Apprécier une parcelle contiguë
Le droit de préférence bénéficie au propriétaire d’une parcelle contiguë au fonds vendu. Dans une réponse ministérielle du 5 mars 2020, le ministre de l’Agriculture a indiqué que, pour apprécier la contiguïté des parcelles, «il faut prendre en compte les caractéristiques de l'obstacle, notamment sa taille, qui ne doivent pas empêcher l'unité de gestion. Ainsi, on considère qu'un chemin, qu'il soit privé ou public, traversant plusieurs parcelles boisées, ne rompt pas la continuité, alors qu'une route, autoroute, rivière, canal de navigation, voie ferrée sont des obstacles difficilement franchissables qui entraînent une discontinuité. De la même manière, un fossé d'assainissement qui séparerait deux parcelles boisées, qu'il appartienne ou pas à une association foncière de remembrement, sera également considéré comme un obstacle non susceptible de rompre la continuité de l'ensemble forestier.
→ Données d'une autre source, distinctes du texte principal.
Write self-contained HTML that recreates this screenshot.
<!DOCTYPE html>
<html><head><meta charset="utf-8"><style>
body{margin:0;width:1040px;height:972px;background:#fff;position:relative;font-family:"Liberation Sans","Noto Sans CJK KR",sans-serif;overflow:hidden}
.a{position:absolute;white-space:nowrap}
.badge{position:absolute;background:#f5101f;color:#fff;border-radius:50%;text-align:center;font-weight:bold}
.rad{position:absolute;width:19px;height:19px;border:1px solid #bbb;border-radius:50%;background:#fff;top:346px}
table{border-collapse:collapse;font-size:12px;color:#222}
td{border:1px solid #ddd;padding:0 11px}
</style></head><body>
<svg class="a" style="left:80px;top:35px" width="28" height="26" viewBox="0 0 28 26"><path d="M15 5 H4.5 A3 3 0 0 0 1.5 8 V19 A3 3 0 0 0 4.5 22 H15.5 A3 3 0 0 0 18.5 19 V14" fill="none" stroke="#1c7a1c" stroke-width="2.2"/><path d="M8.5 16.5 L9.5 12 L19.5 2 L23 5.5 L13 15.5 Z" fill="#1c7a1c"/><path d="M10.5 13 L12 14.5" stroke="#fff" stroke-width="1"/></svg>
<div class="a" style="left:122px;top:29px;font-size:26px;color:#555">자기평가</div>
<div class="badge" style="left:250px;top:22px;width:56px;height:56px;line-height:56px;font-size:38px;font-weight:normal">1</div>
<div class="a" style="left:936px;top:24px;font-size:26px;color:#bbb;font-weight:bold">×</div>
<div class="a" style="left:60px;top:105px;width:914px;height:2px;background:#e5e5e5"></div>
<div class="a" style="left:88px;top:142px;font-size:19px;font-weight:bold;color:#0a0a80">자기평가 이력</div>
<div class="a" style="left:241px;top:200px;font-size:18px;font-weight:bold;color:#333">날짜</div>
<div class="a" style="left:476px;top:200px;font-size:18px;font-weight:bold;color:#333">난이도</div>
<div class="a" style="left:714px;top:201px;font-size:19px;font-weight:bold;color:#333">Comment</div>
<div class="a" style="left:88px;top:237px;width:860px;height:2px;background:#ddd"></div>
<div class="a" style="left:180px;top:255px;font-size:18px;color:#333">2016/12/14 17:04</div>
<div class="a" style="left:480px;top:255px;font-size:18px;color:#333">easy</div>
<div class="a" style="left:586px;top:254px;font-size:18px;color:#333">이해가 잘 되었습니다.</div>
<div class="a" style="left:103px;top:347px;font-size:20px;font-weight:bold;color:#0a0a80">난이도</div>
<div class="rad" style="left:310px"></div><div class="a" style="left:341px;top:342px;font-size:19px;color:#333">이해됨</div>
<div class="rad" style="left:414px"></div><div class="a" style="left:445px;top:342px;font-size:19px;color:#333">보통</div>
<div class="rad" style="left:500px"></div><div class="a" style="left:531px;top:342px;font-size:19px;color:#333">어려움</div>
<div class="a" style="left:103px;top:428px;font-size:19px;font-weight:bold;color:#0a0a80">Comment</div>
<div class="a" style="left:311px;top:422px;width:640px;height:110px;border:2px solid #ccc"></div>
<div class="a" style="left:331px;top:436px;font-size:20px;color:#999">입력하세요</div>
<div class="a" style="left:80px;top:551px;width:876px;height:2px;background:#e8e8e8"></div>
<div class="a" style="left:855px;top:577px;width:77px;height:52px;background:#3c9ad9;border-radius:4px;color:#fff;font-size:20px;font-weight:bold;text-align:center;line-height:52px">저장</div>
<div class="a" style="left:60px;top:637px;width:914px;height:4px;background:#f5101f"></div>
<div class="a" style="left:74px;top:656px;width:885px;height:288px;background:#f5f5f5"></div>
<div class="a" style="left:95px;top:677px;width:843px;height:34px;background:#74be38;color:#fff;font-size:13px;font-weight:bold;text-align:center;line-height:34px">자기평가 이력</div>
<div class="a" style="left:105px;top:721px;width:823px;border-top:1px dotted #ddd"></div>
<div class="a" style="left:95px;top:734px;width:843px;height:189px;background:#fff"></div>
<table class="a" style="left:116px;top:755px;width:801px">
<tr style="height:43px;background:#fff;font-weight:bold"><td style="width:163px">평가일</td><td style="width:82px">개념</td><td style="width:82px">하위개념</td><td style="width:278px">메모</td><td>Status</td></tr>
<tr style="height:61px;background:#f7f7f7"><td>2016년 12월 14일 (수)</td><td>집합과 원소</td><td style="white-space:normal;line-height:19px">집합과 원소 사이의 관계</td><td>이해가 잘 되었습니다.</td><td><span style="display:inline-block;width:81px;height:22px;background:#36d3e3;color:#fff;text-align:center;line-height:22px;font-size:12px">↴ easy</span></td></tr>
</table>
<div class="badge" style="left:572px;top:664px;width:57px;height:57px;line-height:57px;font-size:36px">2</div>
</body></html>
Le propriétaire d'une parcelle boisée peut donc exercer son droit de préférence sur une parcelle boisée voisine, séparée par un fossé d'assainissement».
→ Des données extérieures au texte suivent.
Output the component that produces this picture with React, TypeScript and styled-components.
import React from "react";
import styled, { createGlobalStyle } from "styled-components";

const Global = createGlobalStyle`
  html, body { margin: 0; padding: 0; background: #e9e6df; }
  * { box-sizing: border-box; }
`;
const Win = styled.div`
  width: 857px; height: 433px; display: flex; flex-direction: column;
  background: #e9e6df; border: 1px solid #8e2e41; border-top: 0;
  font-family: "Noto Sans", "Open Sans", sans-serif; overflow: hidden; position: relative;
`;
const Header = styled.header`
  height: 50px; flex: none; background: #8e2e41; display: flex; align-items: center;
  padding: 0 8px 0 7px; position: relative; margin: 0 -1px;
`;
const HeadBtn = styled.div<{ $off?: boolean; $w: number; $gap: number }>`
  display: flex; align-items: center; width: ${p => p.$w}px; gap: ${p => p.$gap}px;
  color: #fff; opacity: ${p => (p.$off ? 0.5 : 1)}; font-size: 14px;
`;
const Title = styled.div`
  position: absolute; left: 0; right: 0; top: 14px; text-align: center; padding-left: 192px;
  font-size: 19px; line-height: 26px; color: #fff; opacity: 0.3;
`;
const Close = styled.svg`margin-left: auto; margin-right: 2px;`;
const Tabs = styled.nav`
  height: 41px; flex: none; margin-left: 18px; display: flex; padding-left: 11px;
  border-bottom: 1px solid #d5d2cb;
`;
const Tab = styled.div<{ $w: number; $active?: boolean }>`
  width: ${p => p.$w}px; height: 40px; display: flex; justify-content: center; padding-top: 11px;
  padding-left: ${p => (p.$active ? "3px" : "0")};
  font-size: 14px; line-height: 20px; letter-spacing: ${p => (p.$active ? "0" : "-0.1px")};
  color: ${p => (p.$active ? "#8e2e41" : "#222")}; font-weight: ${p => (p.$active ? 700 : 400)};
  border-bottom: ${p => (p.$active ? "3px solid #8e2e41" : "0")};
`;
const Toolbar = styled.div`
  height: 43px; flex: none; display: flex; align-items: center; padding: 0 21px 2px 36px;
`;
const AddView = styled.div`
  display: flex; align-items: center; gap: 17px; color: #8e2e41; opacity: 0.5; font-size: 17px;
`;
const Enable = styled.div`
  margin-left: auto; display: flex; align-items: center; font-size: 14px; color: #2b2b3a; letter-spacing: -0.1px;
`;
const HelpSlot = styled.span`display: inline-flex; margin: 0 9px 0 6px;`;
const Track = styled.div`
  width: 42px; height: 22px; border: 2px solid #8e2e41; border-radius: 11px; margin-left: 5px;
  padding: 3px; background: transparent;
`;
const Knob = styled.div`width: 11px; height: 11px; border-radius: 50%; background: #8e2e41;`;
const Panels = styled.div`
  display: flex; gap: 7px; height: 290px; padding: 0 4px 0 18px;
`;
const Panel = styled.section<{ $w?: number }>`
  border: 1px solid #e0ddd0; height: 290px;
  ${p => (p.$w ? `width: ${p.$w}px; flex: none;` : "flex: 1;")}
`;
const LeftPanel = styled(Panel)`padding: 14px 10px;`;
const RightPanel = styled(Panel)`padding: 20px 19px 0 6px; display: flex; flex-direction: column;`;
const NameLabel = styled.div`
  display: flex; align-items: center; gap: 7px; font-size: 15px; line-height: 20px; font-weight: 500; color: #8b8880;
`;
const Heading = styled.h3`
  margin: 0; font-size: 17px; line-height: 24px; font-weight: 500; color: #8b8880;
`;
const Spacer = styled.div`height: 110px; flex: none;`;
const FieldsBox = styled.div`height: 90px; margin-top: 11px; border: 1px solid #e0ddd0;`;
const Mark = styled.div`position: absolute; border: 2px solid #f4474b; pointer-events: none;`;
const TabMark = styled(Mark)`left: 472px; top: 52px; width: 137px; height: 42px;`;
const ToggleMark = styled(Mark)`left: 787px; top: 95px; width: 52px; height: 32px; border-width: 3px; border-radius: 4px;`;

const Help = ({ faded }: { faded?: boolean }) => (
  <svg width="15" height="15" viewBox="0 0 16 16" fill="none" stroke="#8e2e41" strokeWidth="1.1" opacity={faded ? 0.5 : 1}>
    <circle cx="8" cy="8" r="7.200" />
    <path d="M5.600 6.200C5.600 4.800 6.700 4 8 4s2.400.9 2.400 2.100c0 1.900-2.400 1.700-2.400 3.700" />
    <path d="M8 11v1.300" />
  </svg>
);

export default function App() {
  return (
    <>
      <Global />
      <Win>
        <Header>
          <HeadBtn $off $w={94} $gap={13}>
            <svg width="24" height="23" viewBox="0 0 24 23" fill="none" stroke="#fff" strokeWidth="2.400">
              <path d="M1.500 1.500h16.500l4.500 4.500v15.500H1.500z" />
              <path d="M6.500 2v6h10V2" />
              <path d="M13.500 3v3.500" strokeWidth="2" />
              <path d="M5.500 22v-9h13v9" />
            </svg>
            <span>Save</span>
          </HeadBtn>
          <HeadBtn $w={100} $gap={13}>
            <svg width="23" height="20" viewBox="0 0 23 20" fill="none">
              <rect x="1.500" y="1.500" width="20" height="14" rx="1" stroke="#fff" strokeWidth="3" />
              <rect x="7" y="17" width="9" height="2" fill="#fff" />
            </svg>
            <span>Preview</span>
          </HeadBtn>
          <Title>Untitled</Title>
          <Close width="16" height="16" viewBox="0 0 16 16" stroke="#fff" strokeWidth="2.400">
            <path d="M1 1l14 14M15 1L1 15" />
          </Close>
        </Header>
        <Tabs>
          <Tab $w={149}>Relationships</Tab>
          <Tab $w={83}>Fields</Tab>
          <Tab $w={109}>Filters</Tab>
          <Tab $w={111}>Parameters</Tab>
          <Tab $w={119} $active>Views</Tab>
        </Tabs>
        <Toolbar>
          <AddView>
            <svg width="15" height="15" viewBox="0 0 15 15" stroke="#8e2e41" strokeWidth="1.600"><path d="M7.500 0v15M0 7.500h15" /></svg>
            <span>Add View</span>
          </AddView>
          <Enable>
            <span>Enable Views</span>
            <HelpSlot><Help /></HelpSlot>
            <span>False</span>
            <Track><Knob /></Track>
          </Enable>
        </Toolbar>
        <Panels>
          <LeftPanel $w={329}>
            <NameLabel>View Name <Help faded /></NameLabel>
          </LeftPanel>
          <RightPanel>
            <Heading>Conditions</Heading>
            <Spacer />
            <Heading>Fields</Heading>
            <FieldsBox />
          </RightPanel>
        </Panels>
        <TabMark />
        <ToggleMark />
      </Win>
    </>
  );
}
Exceptions au droit de préférence
Le Code forestier prévoit plusieurs exceptions au droit de préférence, dans lesquelles celui-ci ne peut s’appliquer. Il s’agit notamment : celle au profit d’un propriétaire d’une parcelle contiguë en nature de bois au cadastre, mais dont la partie boisée représente moins de la moitié de la surface ; celle en cas de procédure d’aménagement foncier ou encore pour la mise en œuvre d’un projet déclaré d’utilité publique ; celle au profit du conjoint, partenaire ou concubin du vendeur, d’un parent ou allié jusqu’au 4e degré inclus ; celle au profit d’un coindivisaire et celle au profit du nu-propriétaire ou de l’usufruitier. Cela s’applique aussi aux propriétés comprenant à la fois une ou plusieurs parcelles classées en nature de bois et d’autres biens d’une nature différente.
La Safer, quant à elle, ne peut exercer son droit de préemption sur des parcelles classées en nature de bois et forêts au cadastre, car elles n’ont pas de vocation agricole à proprement parler. Cette disposition connaît toutefois certaines exceptions. En présence de plusieurs droits, l’ordre de purge suit une certaine hiérarchie. Le droit de préemption de l’État est prioritaire, suivi de celui de la commune, puis simultanément s’appliquent les droits de préférence du voisin et de la commune. Lorsque la Safer bénéficie d’un droit de préemption, celui-ci prévaut sur le droit de préférence du voisin et celui de la commune.
Procédure
Le vendeur est tenu de notifier aux propriétaires de parcelles boisées contiguës le prix et les conditions de la vente projetée. Cette notification doit être faite par lettre recommandée avec accusé de réception.
Lorsque le nombre de notifications est supérieur à dix, le vendeur peut rendre public le prix et les conditions de la vente projetée par affichage en mairie durant un mois.
Les propriétaires de parcelles boisées ayant reçu cette notification (ou l’ayant vue par affichage) disposent de deux mois pour faire connaître leur acceptation au prix et conditions notifiées par lettre recommandée avec avis de réception. En cas de concurrence, c’est-à-dire que plusieurs propriétaires de parcelles contiguës exercent ce droit de préférence, le vendeur peut choisir librement son acquéreur sans contestation possible des personnes évincées. En cas de silence du voisin à la proposition du vendeur, cela vaut renonciation à l’exercice du droit de préférence, dans ce cas, le propriétaire pourra librement conclure la vente avec un tiers.
Si le vendeur ne respecte pas la procédure, la vente pourra être annulée à la demande d’un propriétaire voisin évincé. Pour cela, il dispose d'un délai de cinq ans pour agir.